Difficult lines typically contain unusual word combinations, unexpected rhymes, or lyrics that don't align with predicted patterns. Breaking these lines into smaller components can help. For example, if you struggle with a specific phrase, memorize it word by word before connecting it to surrounding lyrics.

Writing out problem lyrics repeatedly engages additional memory pathways through motor learning. Say the difficult lines aloud multiple times, emphasizing pronunciation and rhythm. Sometimes trouble stems from unfamiliar word meanings; research any unfamiliar vocabulary to create stronger semantic connections.

You might also sing these sections repeatedly with the melody since musical context provides additional retrieval cues. Finally, examine why these particular lines challenge you. Are they musically awkward? Lyrically disconnected? Understanding the source of difficulty helps you address it effectively. Don't skip over problem areas hoping they'll improve; targeted, intensive practice on challenging sections produces the fastest improvement.

Can I memorize lyrics in languages I don't speak well?

Yes, you can memorize lyrics in non-native languages, though pronunciation accuracy becomes more important. The memorization techniques remain effective regardless of language.

Start by learning the song's pronunciation alongside the lyrics. Listen carefully to native speakers singing it and pay attention to how sounds are produced.

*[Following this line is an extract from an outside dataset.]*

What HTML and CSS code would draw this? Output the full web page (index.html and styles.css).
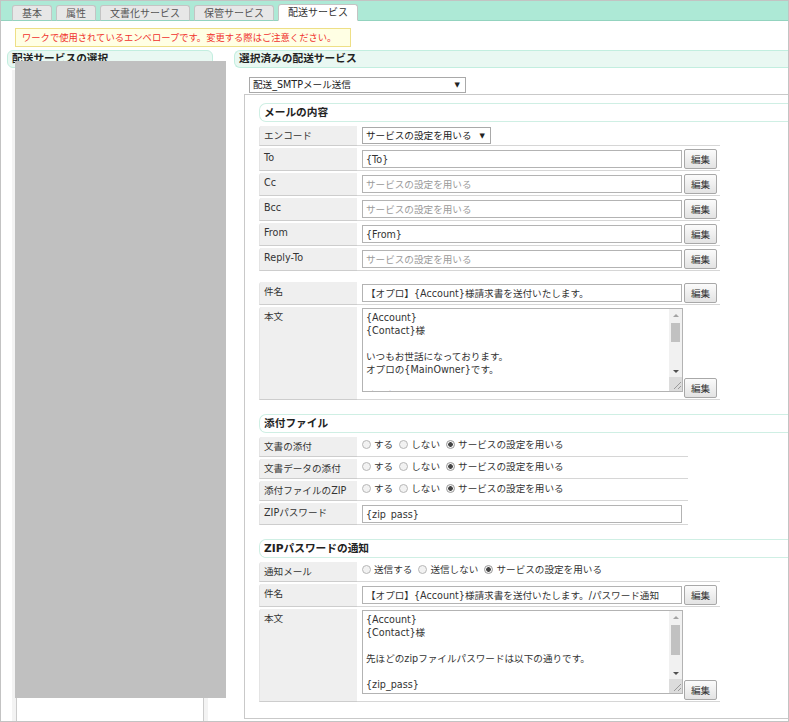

Breaking unfamiliar language into phonetic components helps. Create flashcards that include both written lyrics and pronunciation guides using familiar sounds from your native language.

For example, if learning French lyrics, note which English sounds approximate French pronunciation. Practice singing, not just reciting, since melody supports memory formation in any language. Consider looking up translations or explanations of lyrics, as understanding meaning dramatically improves memorization even in foreign languages.

Watching performances or music videos with subtitles combines visual, auditory, and textual information. The main challenge is avoiding fossilization of incorrect pronunciation early on. Ensure you're learning accurate pronunciation from reliable sources before drilling extensively. Once you've established correct pronunciation and memorized content, continued practice with native speakers or language resources reinforces both accuracy and fluency.